## Start Data provided

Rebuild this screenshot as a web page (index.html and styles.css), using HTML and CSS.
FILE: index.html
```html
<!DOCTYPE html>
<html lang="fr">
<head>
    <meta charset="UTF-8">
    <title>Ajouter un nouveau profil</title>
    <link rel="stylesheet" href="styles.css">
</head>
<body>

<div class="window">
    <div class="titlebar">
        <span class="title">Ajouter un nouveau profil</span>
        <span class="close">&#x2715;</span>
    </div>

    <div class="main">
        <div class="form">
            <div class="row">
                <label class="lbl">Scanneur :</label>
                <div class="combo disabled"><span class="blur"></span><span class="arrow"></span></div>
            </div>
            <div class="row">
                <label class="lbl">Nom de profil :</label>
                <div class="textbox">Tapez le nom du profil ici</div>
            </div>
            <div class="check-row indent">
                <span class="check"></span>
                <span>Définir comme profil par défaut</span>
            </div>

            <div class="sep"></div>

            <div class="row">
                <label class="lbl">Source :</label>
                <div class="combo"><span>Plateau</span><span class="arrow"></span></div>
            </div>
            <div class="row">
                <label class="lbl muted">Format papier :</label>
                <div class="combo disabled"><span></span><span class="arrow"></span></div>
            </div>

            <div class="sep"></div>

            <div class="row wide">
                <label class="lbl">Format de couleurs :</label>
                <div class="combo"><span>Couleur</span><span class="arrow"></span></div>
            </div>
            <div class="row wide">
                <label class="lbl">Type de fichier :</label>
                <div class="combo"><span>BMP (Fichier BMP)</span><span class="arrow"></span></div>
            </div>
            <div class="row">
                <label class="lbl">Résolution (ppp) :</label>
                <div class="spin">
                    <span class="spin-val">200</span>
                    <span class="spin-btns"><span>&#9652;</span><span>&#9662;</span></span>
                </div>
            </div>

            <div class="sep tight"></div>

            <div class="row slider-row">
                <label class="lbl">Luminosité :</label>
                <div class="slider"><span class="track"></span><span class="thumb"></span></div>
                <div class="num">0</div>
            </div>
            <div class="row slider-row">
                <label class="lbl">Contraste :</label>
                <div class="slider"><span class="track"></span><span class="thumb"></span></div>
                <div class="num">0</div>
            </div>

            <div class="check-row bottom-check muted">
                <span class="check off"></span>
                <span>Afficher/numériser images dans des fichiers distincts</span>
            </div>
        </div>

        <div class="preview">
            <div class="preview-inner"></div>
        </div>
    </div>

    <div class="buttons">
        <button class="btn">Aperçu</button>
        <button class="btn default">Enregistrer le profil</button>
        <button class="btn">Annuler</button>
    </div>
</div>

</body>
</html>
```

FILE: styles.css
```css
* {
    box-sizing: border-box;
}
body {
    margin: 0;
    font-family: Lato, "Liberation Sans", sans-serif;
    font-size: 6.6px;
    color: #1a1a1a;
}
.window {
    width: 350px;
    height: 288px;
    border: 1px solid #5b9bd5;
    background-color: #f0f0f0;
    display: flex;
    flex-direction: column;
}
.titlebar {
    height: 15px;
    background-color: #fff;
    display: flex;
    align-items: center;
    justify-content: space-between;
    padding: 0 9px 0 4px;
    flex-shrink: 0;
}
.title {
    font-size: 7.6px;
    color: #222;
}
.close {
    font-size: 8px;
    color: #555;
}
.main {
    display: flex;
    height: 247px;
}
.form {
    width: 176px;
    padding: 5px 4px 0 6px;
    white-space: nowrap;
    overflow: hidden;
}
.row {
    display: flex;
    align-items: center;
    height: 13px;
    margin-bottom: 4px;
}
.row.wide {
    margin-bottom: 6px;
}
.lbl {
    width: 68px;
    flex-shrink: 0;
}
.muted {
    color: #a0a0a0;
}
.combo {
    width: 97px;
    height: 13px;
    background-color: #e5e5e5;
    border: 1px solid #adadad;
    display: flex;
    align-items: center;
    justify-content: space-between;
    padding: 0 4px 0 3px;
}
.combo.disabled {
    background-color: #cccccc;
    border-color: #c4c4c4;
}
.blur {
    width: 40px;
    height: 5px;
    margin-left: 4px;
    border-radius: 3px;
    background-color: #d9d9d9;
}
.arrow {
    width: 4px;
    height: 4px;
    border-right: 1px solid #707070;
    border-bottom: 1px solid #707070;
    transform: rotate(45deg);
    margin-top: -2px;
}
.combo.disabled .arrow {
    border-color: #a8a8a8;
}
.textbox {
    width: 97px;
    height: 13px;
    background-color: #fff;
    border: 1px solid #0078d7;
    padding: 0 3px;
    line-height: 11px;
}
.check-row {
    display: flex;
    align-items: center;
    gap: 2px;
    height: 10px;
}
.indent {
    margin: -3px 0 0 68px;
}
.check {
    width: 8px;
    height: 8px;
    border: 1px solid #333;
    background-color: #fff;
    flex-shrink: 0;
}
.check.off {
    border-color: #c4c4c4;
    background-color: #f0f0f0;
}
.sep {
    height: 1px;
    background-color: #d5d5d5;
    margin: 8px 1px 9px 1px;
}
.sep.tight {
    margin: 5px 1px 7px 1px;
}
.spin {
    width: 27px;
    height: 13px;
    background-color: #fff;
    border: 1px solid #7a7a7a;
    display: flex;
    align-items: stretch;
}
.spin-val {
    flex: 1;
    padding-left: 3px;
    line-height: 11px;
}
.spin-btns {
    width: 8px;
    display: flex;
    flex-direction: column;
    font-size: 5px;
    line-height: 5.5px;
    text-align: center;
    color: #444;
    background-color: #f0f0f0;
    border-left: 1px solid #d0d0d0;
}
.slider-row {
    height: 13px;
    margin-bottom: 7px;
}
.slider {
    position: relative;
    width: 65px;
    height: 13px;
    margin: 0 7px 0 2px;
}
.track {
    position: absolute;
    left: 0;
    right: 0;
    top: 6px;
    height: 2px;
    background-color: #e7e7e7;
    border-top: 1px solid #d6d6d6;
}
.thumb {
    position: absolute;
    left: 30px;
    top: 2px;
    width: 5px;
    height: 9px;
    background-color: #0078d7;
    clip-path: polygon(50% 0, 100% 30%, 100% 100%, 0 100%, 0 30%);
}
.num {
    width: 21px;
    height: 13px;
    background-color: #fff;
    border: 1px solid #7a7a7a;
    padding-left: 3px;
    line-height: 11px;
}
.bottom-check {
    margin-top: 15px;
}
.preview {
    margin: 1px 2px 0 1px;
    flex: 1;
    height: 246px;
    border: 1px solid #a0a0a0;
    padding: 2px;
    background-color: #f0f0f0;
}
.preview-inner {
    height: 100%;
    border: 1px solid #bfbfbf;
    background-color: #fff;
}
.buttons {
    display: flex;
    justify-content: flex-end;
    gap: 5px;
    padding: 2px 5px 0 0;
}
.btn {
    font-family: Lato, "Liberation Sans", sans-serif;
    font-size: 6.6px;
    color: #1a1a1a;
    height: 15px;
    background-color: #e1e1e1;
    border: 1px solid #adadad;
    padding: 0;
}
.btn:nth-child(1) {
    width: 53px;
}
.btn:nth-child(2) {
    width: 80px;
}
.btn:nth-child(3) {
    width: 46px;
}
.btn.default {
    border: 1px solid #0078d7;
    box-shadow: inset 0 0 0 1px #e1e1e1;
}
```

## End Data provided

Short exercise
From the data above, pick out each line containing "styles" and copy it.

Solution
Rebuild this screenshot as a web page (index.html and styles.css), using HTML and CSS.
    <link rel="stylesheet" href="styles.css">
FILE: styles.css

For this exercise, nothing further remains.